The VC Method involves projecting an exit value, setting expected returns, calculating the required ownership percentage, and translating this into share allocation and pricing — all key elements in investment negotiations. This is also where factors such as dilution risk — which considers possible subsequent funding rounds — and the importance of clear shareholder agreements following term sheet negotiations come into play.
The real challenges for investors
Valuing startups isn’t about applying traditional formulas or relying solely on analysis. As Teresa Corrales points out, “it’s also about providing context and vision.”

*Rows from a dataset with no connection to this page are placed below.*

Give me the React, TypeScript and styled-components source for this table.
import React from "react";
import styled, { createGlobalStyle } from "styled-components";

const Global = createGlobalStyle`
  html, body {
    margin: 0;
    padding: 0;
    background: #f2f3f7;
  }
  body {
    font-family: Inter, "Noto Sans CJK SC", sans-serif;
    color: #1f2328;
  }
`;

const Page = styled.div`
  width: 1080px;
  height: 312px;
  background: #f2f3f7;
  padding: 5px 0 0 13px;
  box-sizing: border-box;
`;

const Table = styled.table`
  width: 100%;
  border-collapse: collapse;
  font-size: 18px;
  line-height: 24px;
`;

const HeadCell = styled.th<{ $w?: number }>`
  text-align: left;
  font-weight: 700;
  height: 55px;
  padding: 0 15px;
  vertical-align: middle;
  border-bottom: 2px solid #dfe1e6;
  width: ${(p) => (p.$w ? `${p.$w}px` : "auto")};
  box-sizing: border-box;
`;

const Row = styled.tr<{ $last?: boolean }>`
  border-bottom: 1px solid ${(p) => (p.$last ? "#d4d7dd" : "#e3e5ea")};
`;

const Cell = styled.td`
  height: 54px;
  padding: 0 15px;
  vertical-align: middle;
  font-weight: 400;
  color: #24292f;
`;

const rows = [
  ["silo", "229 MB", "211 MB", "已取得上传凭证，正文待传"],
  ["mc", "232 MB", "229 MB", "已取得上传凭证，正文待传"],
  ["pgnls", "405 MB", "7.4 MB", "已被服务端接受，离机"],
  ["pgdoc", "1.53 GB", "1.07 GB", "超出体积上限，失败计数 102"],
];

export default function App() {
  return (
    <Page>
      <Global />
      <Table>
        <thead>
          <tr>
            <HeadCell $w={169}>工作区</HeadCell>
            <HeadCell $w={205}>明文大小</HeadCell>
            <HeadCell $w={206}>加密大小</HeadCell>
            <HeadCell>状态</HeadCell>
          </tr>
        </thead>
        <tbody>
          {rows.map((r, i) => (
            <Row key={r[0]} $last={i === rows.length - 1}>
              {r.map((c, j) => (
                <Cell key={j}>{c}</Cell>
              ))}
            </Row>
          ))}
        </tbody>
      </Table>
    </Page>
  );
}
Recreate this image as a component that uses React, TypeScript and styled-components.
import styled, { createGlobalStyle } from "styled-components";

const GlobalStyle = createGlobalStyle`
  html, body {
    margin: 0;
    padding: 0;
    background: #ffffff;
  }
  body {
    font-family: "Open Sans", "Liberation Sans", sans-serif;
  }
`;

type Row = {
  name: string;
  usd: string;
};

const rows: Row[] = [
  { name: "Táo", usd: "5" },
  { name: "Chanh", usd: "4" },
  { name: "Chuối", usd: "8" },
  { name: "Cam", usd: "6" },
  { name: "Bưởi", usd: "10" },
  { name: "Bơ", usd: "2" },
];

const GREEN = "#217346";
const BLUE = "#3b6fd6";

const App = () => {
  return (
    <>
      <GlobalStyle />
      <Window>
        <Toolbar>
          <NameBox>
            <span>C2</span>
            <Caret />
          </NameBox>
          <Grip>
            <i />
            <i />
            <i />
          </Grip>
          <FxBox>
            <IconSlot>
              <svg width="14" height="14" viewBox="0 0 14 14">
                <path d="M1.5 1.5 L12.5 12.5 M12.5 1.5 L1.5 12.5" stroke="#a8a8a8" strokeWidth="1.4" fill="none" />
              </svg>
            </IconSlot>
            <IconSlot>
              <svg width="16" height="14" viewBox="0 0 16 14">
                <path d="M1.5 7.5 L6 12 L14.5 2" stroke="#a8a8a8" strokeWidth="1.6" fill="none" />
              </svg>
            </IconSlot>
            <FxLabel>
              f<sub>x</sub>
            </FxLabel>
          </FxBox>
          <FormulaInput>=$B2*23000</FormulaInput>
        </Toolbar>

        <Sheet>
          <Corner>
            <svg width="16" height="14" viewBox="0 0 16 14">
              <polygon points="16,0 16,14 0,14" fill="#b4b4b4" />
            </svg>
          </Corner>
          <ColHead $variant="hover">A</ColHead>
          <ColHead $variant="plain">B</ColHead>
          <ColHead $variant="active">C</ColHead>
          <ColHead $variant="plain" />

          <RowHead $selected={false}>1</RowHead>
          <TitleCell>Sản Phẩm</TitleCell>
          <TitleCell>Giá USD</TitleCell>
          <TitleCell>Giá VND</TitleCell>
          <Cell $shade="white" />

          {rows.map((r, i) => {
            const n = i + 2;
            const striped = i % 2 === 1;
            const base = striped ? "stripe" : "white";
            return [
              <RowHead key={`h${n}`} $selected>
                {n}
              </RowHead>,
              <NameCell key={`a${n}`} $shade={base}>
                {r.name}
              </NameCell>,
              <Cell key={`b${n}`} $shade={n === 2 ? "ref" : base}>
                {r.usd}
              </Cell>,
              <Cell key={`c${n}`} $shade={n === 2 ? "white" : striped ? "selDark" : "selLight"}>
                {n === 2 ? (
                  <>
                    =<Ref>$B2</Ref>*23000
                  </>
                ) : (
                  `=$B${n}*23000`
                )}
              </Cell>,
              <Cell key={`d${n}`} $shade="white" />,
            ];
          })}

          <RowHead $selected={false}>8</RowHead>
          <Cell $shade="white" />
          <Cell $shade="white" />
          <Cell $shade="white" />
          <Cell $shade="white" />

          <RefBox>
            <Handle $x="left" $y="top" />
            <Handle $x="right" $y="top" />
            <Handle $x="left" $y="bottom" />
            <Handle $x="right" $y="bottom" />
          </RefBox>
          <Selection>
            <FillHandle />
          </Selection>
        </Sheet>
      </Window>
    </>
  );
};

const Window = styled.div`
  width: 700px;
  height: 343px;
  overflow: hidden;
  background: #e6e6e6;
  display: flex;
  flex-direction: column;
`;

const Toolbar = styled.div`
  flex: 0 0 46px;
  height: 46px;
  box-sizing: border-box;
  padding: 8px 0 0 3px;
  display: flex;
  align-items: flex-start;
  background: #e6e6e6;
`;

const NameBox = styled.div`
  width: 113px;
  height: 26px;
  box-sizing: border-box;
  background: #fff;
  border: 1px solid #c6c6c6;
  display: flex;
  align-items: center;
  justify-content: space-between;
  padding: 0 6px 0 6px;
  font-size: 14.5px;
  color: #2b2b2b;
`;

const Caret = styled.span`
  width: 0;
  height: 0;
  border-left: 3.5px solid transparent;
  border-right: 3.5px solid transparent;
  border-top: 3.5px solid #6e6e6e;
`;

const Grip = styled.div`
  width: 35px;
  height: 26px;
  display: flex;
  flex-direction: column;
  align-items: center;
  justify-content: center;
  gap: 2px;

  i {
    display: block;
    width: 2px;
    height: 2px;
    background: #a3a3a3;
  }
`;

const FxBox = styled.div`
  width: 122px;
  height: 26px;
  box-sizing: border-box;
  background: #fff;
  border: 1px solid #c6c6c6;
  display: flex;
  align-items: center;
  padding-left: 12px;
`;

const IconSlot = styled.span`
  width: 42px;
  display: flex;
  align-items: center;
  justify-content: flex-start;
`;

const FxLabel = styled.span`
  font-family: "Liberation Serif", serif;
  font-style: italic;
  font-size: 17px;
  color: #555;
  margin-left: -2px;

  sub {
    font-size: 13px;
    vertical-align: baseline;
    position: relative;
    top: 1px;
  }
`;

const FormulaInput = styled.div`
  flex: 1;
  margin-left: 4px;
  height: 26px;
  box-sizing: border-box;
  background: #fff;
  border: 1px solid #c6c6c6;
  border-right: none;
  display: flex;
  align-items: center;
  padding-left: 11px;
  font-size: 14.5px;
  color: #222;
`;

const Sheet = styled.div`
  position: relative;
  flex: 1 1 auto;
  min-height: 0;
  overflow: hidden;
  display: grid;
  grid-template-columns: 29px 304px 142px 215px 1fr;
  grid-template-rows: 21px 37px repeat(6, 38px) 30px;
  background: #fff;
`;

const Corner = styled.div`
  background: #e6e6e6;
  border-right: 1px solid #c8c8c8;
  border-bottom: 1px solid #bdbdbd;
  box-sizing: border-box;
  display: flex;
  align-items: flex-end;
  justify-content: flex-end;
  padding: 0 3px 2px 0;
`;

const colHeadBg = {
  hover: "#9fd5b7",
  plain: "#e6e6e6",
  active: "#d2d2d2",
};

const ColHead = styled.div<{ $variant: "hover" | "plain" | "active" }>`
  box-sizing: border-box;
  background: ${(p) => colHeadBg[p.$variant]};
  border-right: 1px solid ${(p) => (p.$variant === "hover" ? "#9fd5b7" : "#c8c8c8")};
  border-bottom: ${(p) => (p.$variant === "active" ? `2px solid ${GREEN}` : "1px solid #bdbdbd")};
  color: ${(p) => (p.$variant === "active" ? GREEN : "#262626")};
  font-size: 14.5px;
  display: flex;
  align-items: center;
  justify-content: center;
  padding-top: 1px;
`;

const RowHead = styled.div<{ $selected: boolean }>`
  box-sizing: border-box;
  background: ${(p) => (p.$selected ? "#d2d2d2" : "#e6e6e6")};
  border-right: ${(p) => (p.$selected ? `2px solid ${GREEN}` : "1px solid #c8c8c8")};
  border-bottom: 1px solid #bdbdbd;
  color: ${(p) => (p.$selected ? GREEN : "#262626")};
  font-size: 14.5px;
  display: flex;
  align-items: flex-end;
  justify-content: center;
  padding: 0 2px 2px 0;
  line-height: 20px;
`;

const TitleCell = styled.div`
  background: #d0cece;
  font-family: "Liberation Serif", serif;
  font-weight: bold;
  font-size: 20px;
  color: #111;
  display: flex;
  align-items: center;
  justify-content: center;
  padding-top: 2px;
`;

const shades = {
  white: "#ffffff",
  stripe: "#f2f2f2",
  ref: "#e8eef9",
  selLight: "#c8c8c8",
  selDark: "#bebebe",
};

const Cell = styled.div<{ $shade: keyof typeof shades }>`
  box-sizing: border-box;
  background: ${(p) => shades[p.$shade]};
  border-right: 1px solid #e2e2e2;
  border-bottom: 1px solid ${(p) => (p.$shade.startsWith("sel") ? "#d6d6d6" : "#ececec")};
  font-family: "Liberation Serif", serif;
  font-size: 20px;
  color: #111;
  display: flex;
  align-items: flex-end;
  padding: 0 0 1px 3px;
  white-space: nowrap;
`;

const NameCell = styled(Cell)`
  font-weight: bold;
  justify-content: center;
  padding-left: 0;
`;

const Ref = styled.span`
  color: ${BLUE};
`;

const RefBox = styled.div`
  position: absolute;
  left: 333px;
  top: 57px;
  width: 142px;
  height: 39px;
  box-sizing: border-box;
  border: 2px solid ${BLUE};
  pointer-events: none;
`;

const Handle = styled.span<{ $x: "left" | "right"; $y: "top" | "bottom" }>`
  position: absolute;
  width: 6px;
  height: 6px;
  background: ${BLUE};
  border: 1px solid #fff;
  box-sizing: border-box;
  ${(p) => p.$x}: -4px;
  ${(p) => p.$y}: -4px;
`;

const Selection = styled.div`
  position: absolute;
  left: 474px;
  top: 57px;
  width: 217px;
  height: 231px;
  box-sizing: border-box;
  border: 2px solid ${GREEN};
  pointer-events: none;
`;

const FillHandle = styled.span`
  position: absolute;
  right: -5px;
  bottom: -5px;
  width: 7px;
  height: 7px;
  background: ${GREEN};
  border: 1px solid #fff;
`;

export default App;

The startup investment environment is demanding, which makes preparation and vision essential
In the AEBAN 2024 Report, business angels identify several obstacles they frequently face. These include the difficulty of finding strong opportunities, lack of liquidity, economic and political volatility, and the need to identify solid co-investors. These are real barriers that highlight just how demanding the environment is—and why preparation and vision are key.
Designing the future: the best return
The entrepreneurial ecosystem is booming. Investing in startups is no longer just an interesting alternative—it’s a strategic and necessary move. In this context, events like the Esade Entrepreneurship Summit are becoming real drivers of economic transformation.
Behind every investment decision lies the challenge of generating not only financial value but also long-term impact. It’s about actively contributing to the evolution of the economy toward new horizons—and backing not only what already exists, but what is still to be built.